Do you miss writing the News Quiz in Slate?
Yeah, very much. That was really fun.

Were you able to do much writing there that you can't do for the column?
I could generate the topics there, but here I can only answer questions from readers but that was my little playground, writing the quiz, and the participants were wonderful. I got to write a funny little essay every day and they were just enormously fun and the people who did the quiz were just so terrific-they were so smart and funny. My job was to provide setups and they would provide punchlines. I thought, "This is my job! This is great!" Really fun and I've stayed friends with people who did it-I'd throw News Quiz parties now and then.

What did you like best about writing for television?
I liked going to the office. Writing is such solitary work and TV was so social in all these wonderful ways. So you'd go there and you'd have colleagues and you'd wander around the halls and chat with them and sometimes during that conversation you'd have an idea. Before Letterman I never really worked on a collaborative enterprise that was so much fun. The person who did the props, she was brilliant, Paul, who did the music, was so smart. None of these were people I'd ever be friends with in my normal course of life and yet together these people put on a show every day. It was just a real treat to be a part of it.

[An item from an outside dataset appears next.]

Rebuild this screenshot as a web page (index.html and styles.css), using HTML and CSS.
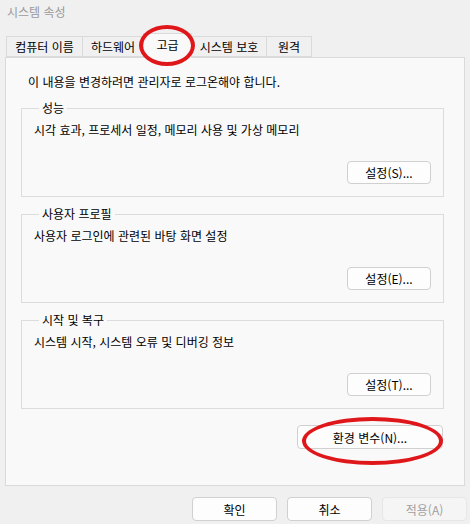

You've written books, for TV, online and more. Of all the work you've done, what are you the proudest of so far?
Well the two jobs that were really lifechanging were working for letterman and getting the Times job. I'm just enormously lucky to have either of them.

How does it feel to be the 94th person interviewed for Zulkey.com?
Well frankly it's disappointing-I was aiming for 100. So I'm a little let down. If I do something really worthwhile under a different name, soon, then maybe you can come back.